An unpredictable America looks more and more like an emerging market
The Straits Times|October 02, 2024
Stock markets are roaring, but political volatility and social tensions make some investors see the US as a risk to be hedged against.
Rana Foroohar
Last week, as the United Nations General Assembly met in New York, I moderated an event with a group of well-known economists and foreign affairs experts on the effects of the US election on the future of multilateralism.

Everyone agreed that Donald Trump would be a disaster for global cooperation, and that Ms Kamala Harris was a bit of an unknown quantity.

The most interesting takeaway, however, was that participants were less interested in how America would engage with the world than where the world would go with or without the US.

While it sometimes seems that policymakers and business leaders are breathlessly waiting, plans on hold, to see what happens in November, it's perhaps truer to say that they are making peace with a world in which the US is not an anchor for stability, but rather a risk to be hedged against.

It is as if, over the past few years, America has become one giant emerging market (EM) - full of peril and promise but most of all unpredictability.
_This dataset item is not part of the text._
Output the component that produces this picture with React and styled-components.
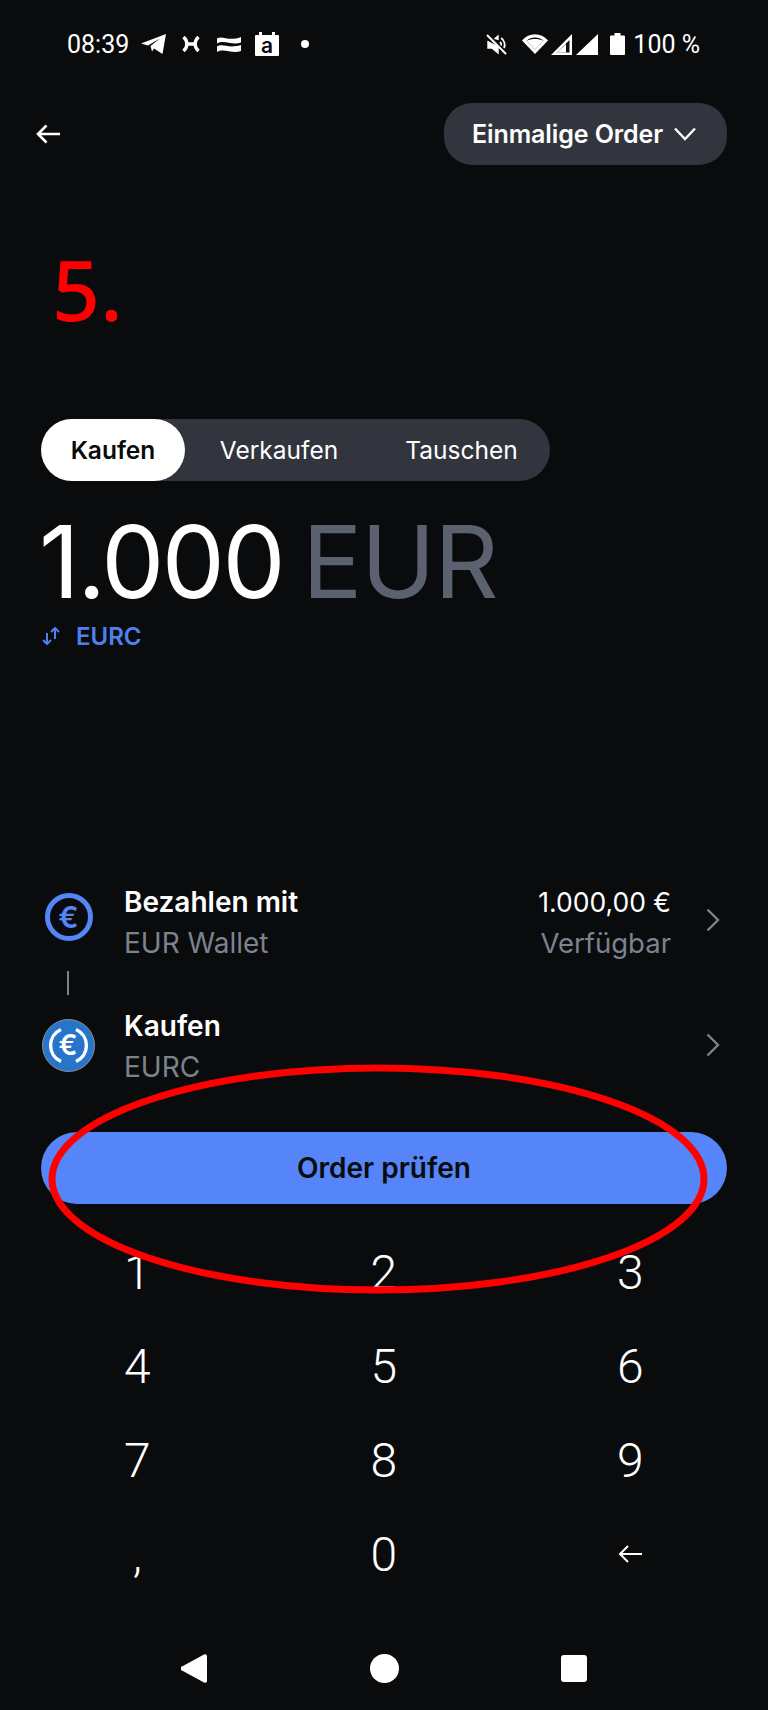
import React from "react";
import styled, { createGlobalStyle } from "styled-components";

const GlobalStyle = createGlobalStyle`
  html, body {
    margin: 0;
    background: #0a0b0d;
  }
`;

const Screen = styled.div`
  position: relative;
  width: 768px;
  height: 1710px;
  overflow: hidden;
  display: flex;
  flex-direction: column;
  background: #0a0b0d;
  color: #fff;
  font-family: Inter, "Liberation Sans", sans-serif;
`;

const StatusBar = styled.div`
  height: 88px;
  padding: 0 68px 0 67px;
  display: flex;
  align-items: center;
  justify-content: space-between;
  box-sizing: border-box;
  font-family: Roboto, sans-serif;
  font-size: 25px;
  color: #fff;
`;

const StatusGroup = styled.div`
  display: flex;
  align-items: center;
`;

const BatteryLabel = styled.span`
  margin-left: 8px;
`;

const Notif = styled.svg`
  display: block;
  flex: none;
  margin-left: ${({ $ml }) => $ml || 0}px;
`;

const Header = styled.div`
  margin-top: 15px;
  height: 62px;
  padding: 0 41px 0 36px;
  display: flex;
  align-items: center;
  justify-content: space-between;
`;

const OrderPill = styled.div`
  width: 283px;
  height: 62px;
  box-sizing: border-box;
  padding-left: 28px;
  border-radius: 28px;
  background: #32353d;
  display: flex;
  align-items: center;
  gap: 11px;
  font-size: 25px;
  font-weight: 600;
  letter-spacing: -0.1px;
`;

const StepLabel = styled.div`
  margin: 75px 0 0 52px;
  height: 97px;
  line-height: 97px;
  font-family: "Noto Sans", sans-serif;
  font-size: 84px;
  font-weight: 500;
  color: #ff0000;
`;

const Segmented = styled.div`
  margin: 82px 0 0 41px;
  width: 509px;
  height: 62px;
  border-radius: 31px;
  background: #32353d;
  display: flex;
  align-items: center;
`;

const Segment = styled.div`
  width: ${({ $w }) => $w}px;
  height: 62px;
  border-radius: 31px;
  display: flex;
  align-items: center;
  justify-content: center;
  font-size: 24.5px;
  font-weight: ${({ $active }) => ($active ? 600 : 400)};
  background: ${({ $active }) => ($active ? "#fff" : "transparent")};
  color: ${({ $active }) => ($active ? "#0a0b0d" : "#fff")};
`;

const Amount = styled.div`
  margin: 31px 0 0 39px;
  height: 100px;
  line-height: 100px;
  display: flex;
  gap: 19px;
  font-size: 100px;
  font-weight: 400;
  letter-spacing: -2.4px;
  white-space: nowrap;
`;

const Currency = styled.span`
  color: #5b616e;
  letter-spacing: -1.2px;
`;

const Convert = styled.div`
  margin: 10px 0 0 42px;
  height: 28px;
  display: flex;
  align-items: center;
  gap: 16px;
  font-size: 24px;
  font-weight: 600;
  color: #4f80f0;
`;

const Funding = styled.div`
  margin-top: 236px;
  padding: 0 48px 0 42px;
  display: flex;
  flex-direction: column;
`;

const FundRow = styled.div`
  height: ${({ $h }) => $h}px;
  display: flex;
  align-items: flex-start;
`;

const CoinSlot = styled.div`
  width: 53px;
  margin-top: ${({ $top }) => $top}px;
  display: flex;
  justify-content: center;
  flex: none;
`;

const FundText = styled.div`
  margin-left: 29px;
  flex: 1;
  display: flex;
  flex-direction: column;
  gap: 9px;
`;

const FundLine = styled.div`
  display: flex;
  justify-content: space-between;
  height: 32px;
  line-height: 32px;
  font-size: 28px;
  font-weight: ${({ $strong }) => ($strong ? 600 : 400)};
  color: ${({ $muted }) => ($muted ? "#7c828e" : "#fff")};
`;

const FundValue = styled.span`
  font-weight: 400;
  margin-right: 35px;
  font-size: ${({ $size }) => $size}px;
`;

const FundChevron = styled.svg`
  display: block;
  flex: none;
  margin-top: ${({ $top }) => $top}px;
`;

const Connector = styled.div`
  width: 2px;
  height: 24px;
  margin: 0 0 15px 25px;
  background: #7c828e;
`;

const ReviewButton = styled.div`
  margin: 13px 41px 0;
  height: 72px;
  border-radius: 36px;
  background: #5585f8;
  color: #0a0b0d;
  display: flex;
  align-items: center;
  justify-content: center;
  font-size: 28px;
  font-weight: 600;
`;

const Keypad = styled.div`
  margin: 21px 0 0 14px;
  display: grid;
  grid-template-columns: repeat(3, 246.5px);
  grid-auto-rows: 94px;
`;

const Key = styled.div`
  display: flex;
  align-items: center;
  justify-content: center;
  font-family: Roboto, sans-serif;
  font-size: 48px;
  font-weight: 350;
  color: #fff;
`;

const NavBar = styled.div`
  margin-top: 53px;
  padding: 0 181px;
  display: flex;
  align-items: center;
  justify-content: space-between;
`;

const NavCircle = styled.div`
  width: 29px;
  height: 29px;
  border-radius: 50%;
  background: #fff;
`;

const NavSquare = styled.div`
  width: 26px;
  height: 27px;
  border-radius: 3px;
  background: #fff;
`;

const Annotation = styled.svg`
  position: absolute;
  left: 46px;
  top: 1062px;
  pointer-events: none;
`;

const CoinText = styled.text`
  font-family: Inter, sans-serif;
  font-weight: 600;
  text-anchor: middle;
`;

const Chevron = ({ top }) => (
  <FundChevron $top={top} width="14" height="24" viewBox="0 0 14 24" fill="none" stroke="#7c828e" strokeWidth="2.4">
    <path d="M1.5 1.5 12 12 1.5 22.5" />
  </FundChevron>
);

const EurCoin = () => (
  <svg width="48" height="48" viewBox="0 0 48 48">
    <circle cx="24" cy="24" r="21.5" fill="none" stroke="#5585f8" strokeWidth="5" />
    <CoinText x="23.5" y="34.5" fontSize="30" fill="#5585f8">€</CoinText>
  </svg>
);

const EurcCoin = () => (
  <svg width="53" height="53" viewBox="0 0 53 53">
    <circle cx="26.5" cy="26.5" r="26" fill="#2775ca" stroke="#8a8f98" strokeWidth="1" />
    <path d="M19 10.5a17.5 17.5 0 0 0 0 32M34 10.5a17.5 17.5 0 0 1 0 32" fill="none" stroke="#fff" strokeWidth="3.4" />
    <CoinText x="26" y="36" fontSize="28" fill="#fff">€</CoinText>
  </svg>
);

const App = () => {
  return (
    <Screen>
      <GlobalStyle />
      <StatusBar>
        <StatusGroup>
          <span>08:39</span>
          <Notif $ml={12} width="25" height="20" viewBox="0 0 25 20" fill="#fff">
            <path d="M0 9.5 25 0 21.5 20 13 14.5 11 17.5 9.5 12 19 4.5 7 11.5Z" />
          </Notif>
          <Notif $ml={16} width="18" height="16" viewBox="0 0 18 16" fill="none" stroke="#fff" strokeWidth="3.4">
            <path d="M1.5 1C6 5 6 11 1.5 15M16.5 1C12 5 12 11 16.5 15M5 8h8" />
          </Notif>
          <Notif $ml={17} width="24" height="17" viewBox="0 0 24 17" fill="#fff">
            <path d="M0 2.5C6 -1 11 6 24 1v5.5C15 10 7 3 0 7.5ZM0 10.5C6 7 11 13 24 9v6C15 18.5 7 11.5 0 16Z" />
          </Notif>
          <Notif $ml={14} width="24" height="24" viewBox="0 0 24 24">
            <path d="M4 0h3v3h10V0h3v3h3a1 1 0 0 1 1 1v19a1 1 0 0 1-1 1H1a1 1 0 0 1-1-1V4a1 1 0 0 1 1-1h3Z" fill="#fff" />
            <CoinText x="12" y="20.5" fontSize="21" fill="#0a0b0d">a</CoinText>
          </Notif>
          <Notif $ml={22} width="8" height="8" viewBox="0 0 8 8" fill="#fff">
            <circle cx="4" cy="4" r="4" />
          </Notif>
        </StatusGroup>
        <StatusGroup>
          <Notif width="21" height="21" viewBox="0 0 21 21" fill="none" stroke="#fff" strokeWidth="2">
            <path d="M1 1 20 20" />
            <path d="M2 7v7h4l6 5v-7M12 6V2L8.5 5" fill="#fff" strokeWidth="1.4" />
            <path d="M15 4c3.5 2 4.6 7 3 10M14 8c1.3 1 1.6 2.4 1.3 3.6" strokeWidth="1.8" />
          </Notif>
          <Notif $ml={15} width="26" height="20" viewBox="0 0 26 20" fill="#fff">
            <path d="M13 20 0 6.5C7-2 19-2 26 6.5ZM13 15.5 21.5 6.8C16.500 2.500 9.500 2.500 4.500 6.800Z" fillRule="evenodd" />
            <path d="M13 15.500 21.500 6.800C16.500 4.500 9.500 4.500 4.500 6.800Z" />
          </Notif>
          <Notif $ml={3} width="21" height="21" viewBox="0 0 21 21" fill="#fff">
            <path d="M21 0v21H0ZM18.500 6 6 18.500h12.500Z" fillRule="evenodd" />
            <path d="M15 10v8.500H6Z" />
          </Notif>
          <Notif $ml={4} width="22" height="21" viewBox="0 0 22 21" fill="#fff">
            <path d="M22 0v21H0Z" />
          </Notif>
          <Notif $ml={12} width="15" height="22" viewBox="0 0 15 22" fill="#fff">
            <path d="M4.500 0h6v2.500H14a1 1 0 0 1 1 1V21a1 1 0 0 1-1 1H1a1 1 0 0 1-1-1V3.500a1 1 0 0 1 1-1h3.500Z" />
          </Notif>
          <BatteryLabel>100 %</BatteryLabel>
        </StatusGroup>
      </StatusBar>

      <Header>
        <svg width="24" height="20" viewBox="0 0 24 20" fill="none" stroke="#fff" strokeWidth="2.6">
          <path d="M24 10H2M10.500 1.500 2 10l8.500 8.500" />
        </svg>
        <OrderPill>
          Einmalige Order
          <svg width="22" height="14" viewBox="0 0 22 14" fill="none" stroke="#fff" strokeWidth="2.4">
            <path d="M1 1.500 11 12 21 1.500" />
          </svg>
        </OrderPill>
      </Header>

      <StepLabel>5.</StepLabel>

      <Segmented>
        <Segment $active $w={144}>Kaufen</Segment>
        <Segment $w={188}>Verkaufen</Segment>
        <Segment $w={177}>Tauschen</Segment>
      </Segmented>

      <Amount>
        <span>1.000</span>
        <Currency>EUR</Currency>
      </Amount>

      <Convert>
        <svg width="18" height="18" viewBox="0 0 18 18" fill="none" stroke="#4f80f0" strokeWidth="2">
          <path d="M5 6v11M1 13l4 4 4-4M13 12V1M9 5l4-4 4 4" />
        </svg>
        EURC
      </Convert>

      <Funding>
        <FundRow $h={85}>
          <CoinSlot $top={7}><EurCoin /></CoinSlot>
          <FundText>
            <FundLine $strong>
              Bezahlen mit
              <FundValue $size={26.5}>1.000,00 €</FundValue>
            </FundLine>
            <FundLine $muted>
              EUR Wallet
              <FundValue $size={27.5}>Verfügbar</FundValue>
            </FundLine>
          </FundText>
          <Chevron top={22} />
        </FundRow>
        <Connector />
        <FundRow $h={109}>
          <CoinSlot $top={9}><EurcCoin /></CoinSlot>
          <FundText>
            <FundLine $strong>Kaufen</FundLine>
            <FundLine $muted>EURC</FundLine>
          </FundText>
          <Chevron top={23} />
        </FundRow>
      </Funding>

      <ReviewButton>Order prüfen</ReviewButton>

      <Keypad>
        {["1", "2", "3", "4", "5", "6", "7", "8", "9", ","].map((k) => (
          <Key key={k}>{k}</Key>
        ))}
        <Key>0</Key>
        <Key>
          <svg width="24" height="20" viewBox="0 0 24 20" fill="none" stroke="#fff" strokeWidth="2">
            <path d="M24 10H2M10 2 2 10l8 8" />
          </svg>
        </Key>
      </Keypad>

      <NavBar>
        <svg width="26" height="29" viewBox="0 0 26 29" fill="#fff">
          <path d="M23 .5 1 12.500a2 2 0 0 0 0 4L23 28.500a2 2 0 0 0 3-1.500V2a2 2 0 0 0-3-1.500Z" />
        </svg>
        <NavCircle />
        <NavSquare />
      </NavBar>

      <Annotation width="664" height="234" viewBox="0 0 664 234" fill="none" stroke="#ff0000" strokeWidth="7">
        <ellipse cx="332" cy="117" rx="326" ry="111" />
      </Annotation>
    </Screen>
  );
};

export default App;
Political leaders overseas know policies may change radically every four years.

Chief executives understand that the subsidies and tax breaks offered today may disappear tomorrow. Investors are considering the premium that should go along with rising debt and more volatile politics.

Indeed, many governments and businesses are, as Pi Capital put it in a recent briefing, "quietly trying to decouple themselves from reliance on the US".